Create a PySpark script
Create a PySpark script named pyspark-hyperspace.py with the following content:
from pyspark.sql import SparkSession
from hyperspace import Hyperspace, IndexConfig
appName = "PySpark Hyperspace Spark Indexes Example"
master = "local"
# Create Spark session
spark = SparkSession.builder \
.appName(appName) \
.master(master) \
.getOrCreate()
# Sample data
data = [{"Category": 'Category A', "ID": 1, "Value": 12.40},
{"Category": 'Category B', "ID": 2, "Value": 30.10},
{"Category": 'Category C', "ID": 3, "Value": 100.01}]
# Create dataframe and save it as Parquet file
spark.createDataFrame(data).write.mode("overwrite").parquet("table")
df = spark.read.parquet("table")
# Create Hyperspace object
hs = Hyperspace(spark)
# Create an index on column ID with Value column included
hs.createIndex(df, IndexConfig("index", ["ID"], ["Value"]))
# Show indexes
indexes = hs.indexes()
indexes.show()
# Refreshes the given index if the source data changes.
hs.refreshIndex("index")
# Soft-deletes the given index and does not physically remove it from filesystem.
hs.deleteIndex("index")
# Restores the soft-deleted index.
hs.restoreIndex("index")
# Use index to query data
query = df.filter("""ID = 1""").select("""Value""")
# Explain the query plan to see if the index will be used.
hs.explain(query, verbose = True)
# Enable Hyperspace and execute the query
Hyperspace.enable(spark)
query.show()
# Soft-delete the given index for vacuum.
hs.deleteIndex("index")
# Hard-delete the given index and physically remove it from filesystem.
hs.vacuumIndex("index")
The comments in the script already explain the details very well. There are a few items I want to call out:
- The import statements import the required packages for Hyperspace.
- When creating indexes, we use IndexConfig class and there are three parameters used: index name, columns for the index and included columns. This is similar as a covering index in SQL Server or other relational databases.
Run the script
Run the script using the following command:
spark-submit --packages com.microsoft.hyperspace:hyperspace-core_2.12:0.4.0 ./pyspark-hyperspace.py
Make sure the Scala version is correct otherwise you may encounter the following error:
py4j.protocol.Py4JJavaError: An error occurred while calling None.com.microsoft.hyperspace.index.IndexConfig.

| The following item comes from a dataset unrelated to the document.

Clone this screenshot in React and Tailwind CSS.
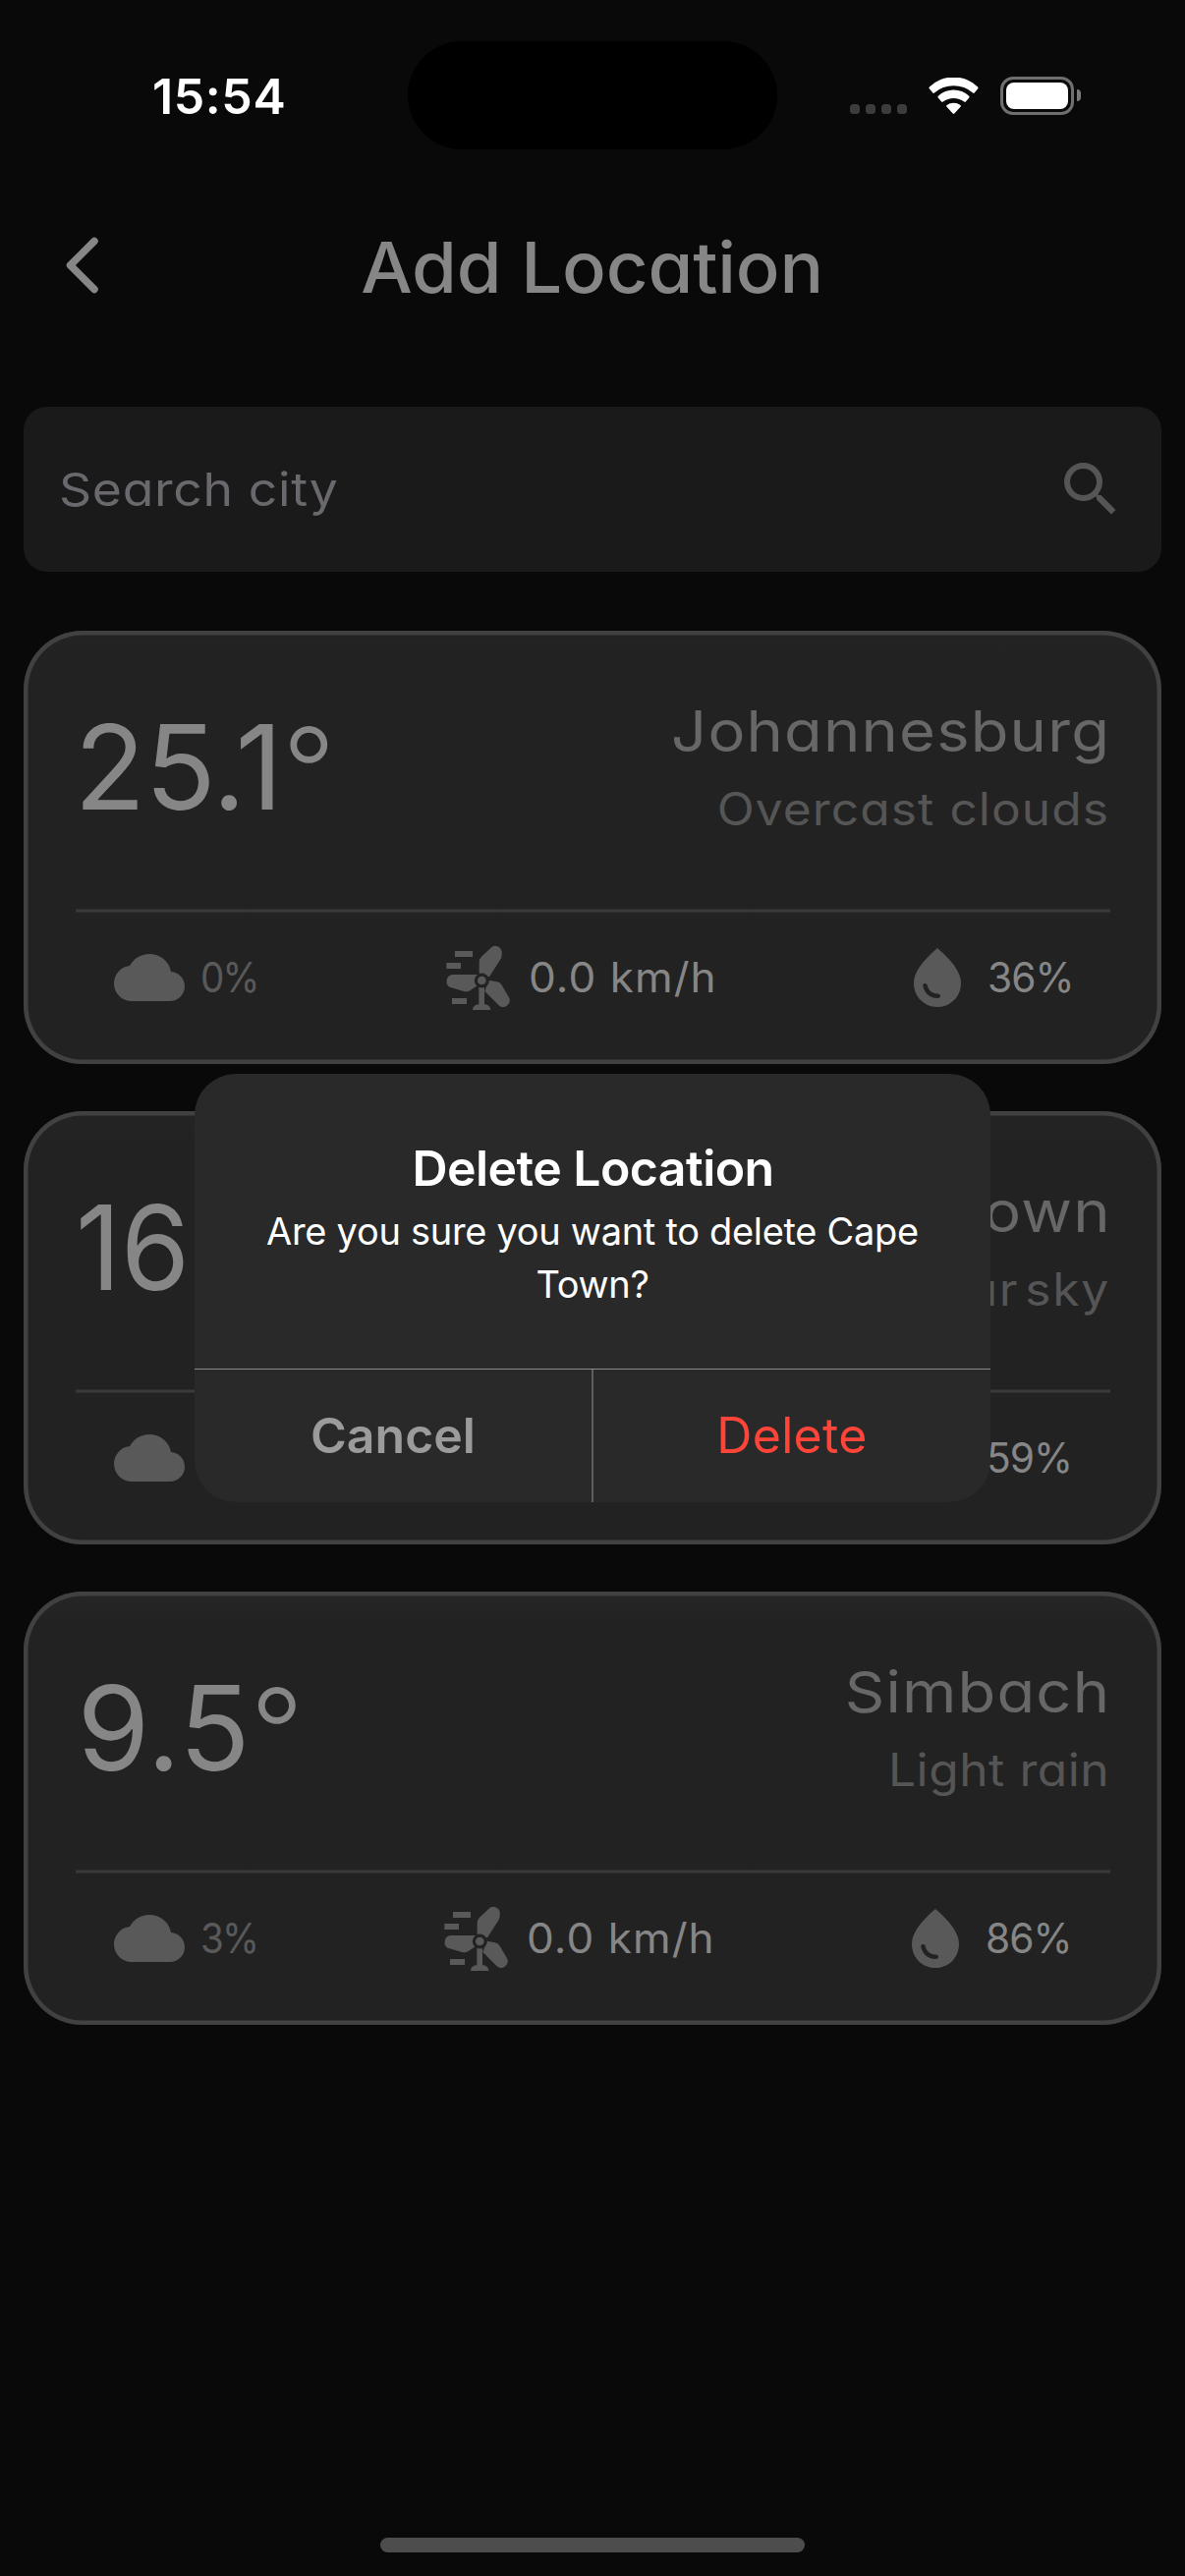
const locations = [
  {
    temp: "25.1",
    city: "Johannesburg",
    desc: "Overcast clouds",
    clouds: "0%",
    wind: "0.0 km/h",
    humidity: "36%",
    surface: "from-[#232323]",
    tempClass: "-ml-px tracking-[-0.6px]",
    descClass: "tracking-[1px]",
    cloudsClass: "w-[58px]",
    humidityClass: "w-[86px]",
  },
  {
    temp: "16.0",
    city: "Cape Town",
    desc: "Clear sky",
    clouds: "0%",
    wind: "0.0 km/h",
    humidity: "59%",
    surface: "from-[#242424]",
    tempClass: "origin-left scale-x-95",
    descClass: "tracking-[1.6px] [word-spacing:-9px]",
    cloudsClass: "w-[58px]",
    humidityClass: "w-[87px]",
  },
  {
    temp: "9.5",
    city: "Simbach",
    desc: "Light rain",
    clouds: "3%",
    wind: "0.0 km/h",
    humidity: "86%",
    surface: "from-[#262626]",
    tempClass: "ml-[2px] tracking-[0.2px]",
    descClass: "tracking-[0.5px]",
    cloudsClass: "w-[55.5px]",
    humidityClass: "w-[88px]",
  },
];

function WifiIcon() {
  return (
    <svg className="ml-[22px] h-[37px] w-[51px] fill-white" viewBox="0 0 51 37">
      <path d="M0.9 9.6A35 35 0 0 1 50.1 9.6Q50.9 10.4 50.2 11.3L46.7 15.6Q46 16.4 45.1 15.6A29.5 29.5 0 0 0 5.9 15.6Q5 16.4 4.3 15.6L0.8 11.3Q0.1 10.4 0.9 9.6Z" />
      <path d="M9.8 18.7A23 23 0 0 1 41.2 18.7Q42 19.5 41.3 20.4L37.8 24.6Q37.1 25.3 36.2 24.6A17.5 17.5 0 0 0 14.8 24.6Q13.9 25.3 13.2 24.6L9.7 20.4Q9 19.5 9.8 18.7Z" />
      <path d="M18.6 28.1A11 11 0 0 1 32.4 28.1Q33.2 28.8 32.5 29.7L26.3 36.5Q25.5 37.3 24.7 36.5L18.5 29.7Q17.8 28.8 18.6 28.1Z" />
    </svg>
  );
}

function StatusBar() {
  return (
    <div className="flex h-[152px] items-center pt-[42px]">
      <div className="ml-[155px] w-[260px] pt-0.5 text-[50px] leading-none font-semibold tracking-[0.6px] text-white">15:54</div>
      <div className="h-[110px] w-[376px] rounded-full bg-black" />
      <div className="mt-[27px] ml-[74px] flex gap-[6px]">
        {[0, 1, 2, 3].map((dot) => (
          <span key={dot} className="h-[10px] w-[10px] rounded-[3.5px] bg-[#3c3c3c]" />
        ))}
      </div>
      <WifiIcon />
      <div className="ml-[22px] h-[39px] w-[75px] rounded-[13px] border-[3px] border-[#6f6f6f] p-[3px]">
        <div className="h-full w-full rounded-[8px] bg-white" />
      </div>
      <div className="ml-[3px] h-[12px] w-[4px] rounded-r-full bg-[#7a7a7a]" />
    </div>
  );
}

function CloudIcon() {
  return (
    <svg className="size-[72px] shrink-0 fill-[#595959]" viewBox="0 0 24 24">
      <path d="M19.35 10.04A7.49 7.49 0 0 0 12 4C9.11 4 6.6 5.64 5.35 8.04A5.994 5.994 0 0 0 0 14c0 3.31 2.69 6 6 6h13c2.76 0 5-2.24 5-5 0-2.64-2.05-4.78-4.65-4.96z" />
    </svg>
  );
}

function TurbineIcon() {
  return (
    <svg className="size-[72px] shrink-0 fill-[#595959]" viewBox="60 57 216 216">
      <rect x="99" y="84" width="54" height="18" />
      <rect x="73" y="120" width="44" height="18" />
      <rect x="90" y="228" width="45" height="18" />
      <path d="M173 160V120Q173 108 180 101L208 75A20 20 0 0 1 242 93Q243 100 239 108L204 163Z" />
      <path d="M168 156H93A20.5 20.5 0 0 0 88 196L126 207Q137 210 145 205L168 189Z" />
      <path d="M202 173L227 178Q238 180 243 190L264 226A20 20 0 0 1 232 249L190 207Z" />
      <path d="M172 190H189V247H191A17 17 0 0 1 208 264H153A17 17 0 0 1 170 247H172Z" />
      <circle cx="181" cy="174" r="22.5" className="fill-[#222222]" />
      <circle cx="181" cy="174" r="13" />
    </svg>
  );
}

function DropIcon() {
  return (
    <svg className="size-[72px] shrink-0 fill-[#595959]" viewBox="0 0 24 24">
      <path d="M12 2c-5.33 4.55-8 8.48-8 11.8 0 4.98 3.8 8.2 8 8.2s8-3.22 8-8.2c0-3.32-2.67-7.25-8-11.8zM7.83 14c.37 0 .67.26.74.62.41 2.22 2.28 2.98 3.64 2.87.43-.02.79.32.79.75 0 .4-.32.73-.72.75-2.13.13-4.62-1.09-5.19-4.12a.75.75 0 0 1 .74-.87z" />
    </svg>
  );
}

function LocationCard({ temp, city, desc, clouds, wind, humidity, surface, tempClass, descClass, cloudsClass, humidityClass }) {
  return (
    <article className={`h-[441px] rounded-[60px] bg-linear-to-b to-[#222222] to-8% px-[52.5px] pt-[66px] shadow-[inset_0_0_0_4.5px_#414141] ${surface}`}>
      <div className="flex justify-between">
        <div className={`h-[143px] pt-[2px] text-[119px] leading-[143px] text-[#868686] ${tempClass}`}>
          {temp}
          <span className="inline-block translate-y-[2px] font-[350]">°</span>
        </div>
        <div className="text-right whitespace-nowrap">
          <div className="-mr-px origin-right scale-x-109 text-[58px] leading-[72px] tracking-[1.1px] text-[#676767]">{city}</div>
          <div className={`mt-[13px] origin-right scale-x-108 text-[46px] leading-[60px] text-[#555555] ${descClass}`}>{desc}</div>
        </div>
      </div>
      <div className="mt-[72px] h-[4px] border-y border-[#2e2e2e] bg-[#3a3a3a]" />
      <div className="mt-[30px] flex justify-between pr-[38.5px] pl-[39.5px] text-[42px] leading-[72px] whitespace-nowrap text-[#868686]">
        <div className="flex gap-[15.5px]">
          <CloudIcon />
          <span className={`origin-left scale-x-92 tracking-[-2px] text-[#595959] ${cloudsClass}`}>{clouds}</span>
        </div>
        <div className="flex gap-[16px]">
          <TurbineIcon />
          <span className="w-[191px] origin-left scale-x-105 tracking-[1px]">{wind}</span>
        </div>
        <div className="flex gap-[15.5px]">
          <DropIcon />
          <span className={`origin-left scale-x-97 tracking-[-1px] ${humidityClass}`}>{humidity}</span>
        </div>
      </div>
    </article>
  );
}

function DeleteDialog() {
  return (
    <div className="absolute inset-0 flex items-center justify-center">
      <div role="dialog" className="flex h-[436px] w-[810px] flex-col overflow-hidden rounded-[42px] bg-[#292929] text-center text-white">
        <div className="h-[300px] px-[60px] pt-[66px]">
          <h2 className="pl-[1px] text-[50px] leading-[60px] font-semibold tracking-[-0.55px]">Delete Location</h2>
          <p className="mt-[7px] text-[38px] leading-[54px] tracking-[-0.3px]">Are you sure you want to delete Cape Town?</p>
        </div>
        <div className="flex flex-1 border-t border-[#8c8c8c] text-[50px]">
          <button className="flex-1 font-semibold text-[#9b9b9b]">Cancel</button>
          <div className="w-[2px] bg-[#5e5e5e]" />
          <button className="flex-1 tracking-[0.3px] text-[#ff453a]">Delete</button>
        </div>
      </div>
    </div>
  );
}

export default function App() {
  return (
    <div className="relative flex h-[2622px] w-[1206px] flex-col overflow-hidden bg-[#090909] font-['Inter',sans-serif]">
      <StatusBar />
      <div className="flex flex-1 flex-col [font-feature-settings:'cv11']">
        <header className="grid h-[240px] grid-cols-[1fr_auto_1fr] items-center">
          <svg className="mb-[5px] ml-[64px] h-[64px] w-[40px] fill-none stroke-[#868686]" viewBox="0 0 40 64" strokeWidth="7.5" strokeLinecap="round" strokeLinejoin="round">
            <path d="M32 7.5L7.5 32L32 56.5" />
          </svg>
          <h1 className="scale-x-103 text-[72px] font-[550] tracking-[-0.1px] text-[#868686]">Add Location</h1>
        </header>
        <div className="mx-6 mt-[22px] flex h-[168px] items-center justify-between rounded-[24px] bg-[#1a1a1a] pr-[36px] pl-[36px]">
          <span className="origin-left scale-x-110 text-[47px] tracking-[0.6px] text-[#6a676d]">Search city</span>
          <svg className="size-[72px] fill-[#555555]" viewBox="0 0 24 24">
            <path d="M15.5 14h-.79l-.28-.27A6.471 6.471 0 0 0 16 9.5 6.5 6.5 0 1 0 9.5 16c1.61 0 3.09-.59 4.23-1.57l.27.28v.79l5 4.99L20.49 19l-4.99-5zm-6 0C7.01 14 5 11.99 5 9.5S7.01 5 9.5 5 14 7.01 14 9.5 11.99 14 9.5 14z" />
          </svg>
        </div>
        <main className="mx-6 mt-[60px] flex flex-col gap-[48px]">
          {locations.map((location) => (
            <LocationCard key={location.city} {...location} />
          ))}
        </main>
        <div className="mt-auto mb-[24px] h-[15px] w-[432px] self-center rounded-full bg-[#4d4d4d]" />
      </div>
      <DeleteDialog />
    </div>
  );
}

: java.lang.NoClassDefFoundError: scala/Product$class
at com.microsoft.hyperspace.index.IndexConfig.<init>(IndexConfig.scala:28)
at java.base/jdk.internal.reflect.NativeConstructorAccessorImpl.newInstance0(Native Method)
at java.base/jdk.internal.reflect.NativeConstructorAccessorImpl.newInstance(NativeConstructorAccessorImpl.java:62)
at java.base/jdk.internal.reflect.DelegatingConstructorAccessorImpl.newInstance(DelegatingConstructorAccessorImpl.java:45)
at java.base/java.lang.reflect.Constructor.newInstance(Constructor.java:490)
at py4j.reflection.MethodInvoker.invoke(MethodInvoker.java:247)
at py4j.reflection.ReflectionEngine.invoke(ReflectionEngine.java:357)
at py4j.Gateway.invoke(Gateway.java:238)
at py4j.commands.ConstructorCommand.invokeConstructor(ConstructorCommand.java:80)
at py4j.commands.ConstructorCommand.execute(ConstructorCommand.java:69)
at py4j.GatewayConnection.run(GatewayConnection.java:238)
at java.base/java.lang.Thread.run(Thread.java:834)
Caused by: java.lang.ClassNotFoundException: scala.Product$class
at java.base/java.net.URLClassLoader.findClass(URLClassLoader.java:471)
at java.base/java.lang.ClassLoader.loadClass(ClassLoader.java:589)
at java.base/java.lang.ClassLoader.loadClass(ClassLoader.java:522)
... 12 more
You can reproduce this error by changing Scala version to 2.11 in the submit command.
The results
Show indexes result
The indexes are shown as the following text output:
+-----+--------------+---------------+----------+--------------------+--------------------+------+
| name|indexedColumns|includedColumns|numBuckets| schema| indexLocation| state|
+-----+--------------+---------------+----------+--------------------+--------------------+------+
|index| [ID]| [Value]| 200|{"type":"struct",...|file:/home/*****_...|ACTIVE|
+-----+--------------+---------------+----------+--------------------+--------------------+------+
As shown in the above table, there is one index named index created. It also shows the index locations. As I'm using local file storage (not HDFS, Azure Data Lake Storage, S3 or Google Cloud Storage), the index is also stored locally.
Execution plan
As the following screenshot shows, the execution plan will print out two plans (one with index and another without):
It also highlights out the differences in physical operator stats. You can clearly see that there is one parquet file scan less compared with the plan without Hyperspace enabled.
Summary
Hyperspace and improve your workload performance and save cost though it will incur extra cost when creating the index files and also to store the index files. I would recommend applying it in your data lake storage to accelerate query speed and save cost especially if you are dealing with PB size of data and only query a few commonly queried columns. You can try it out and to see if it actually saves cost for your scenario. Have fun!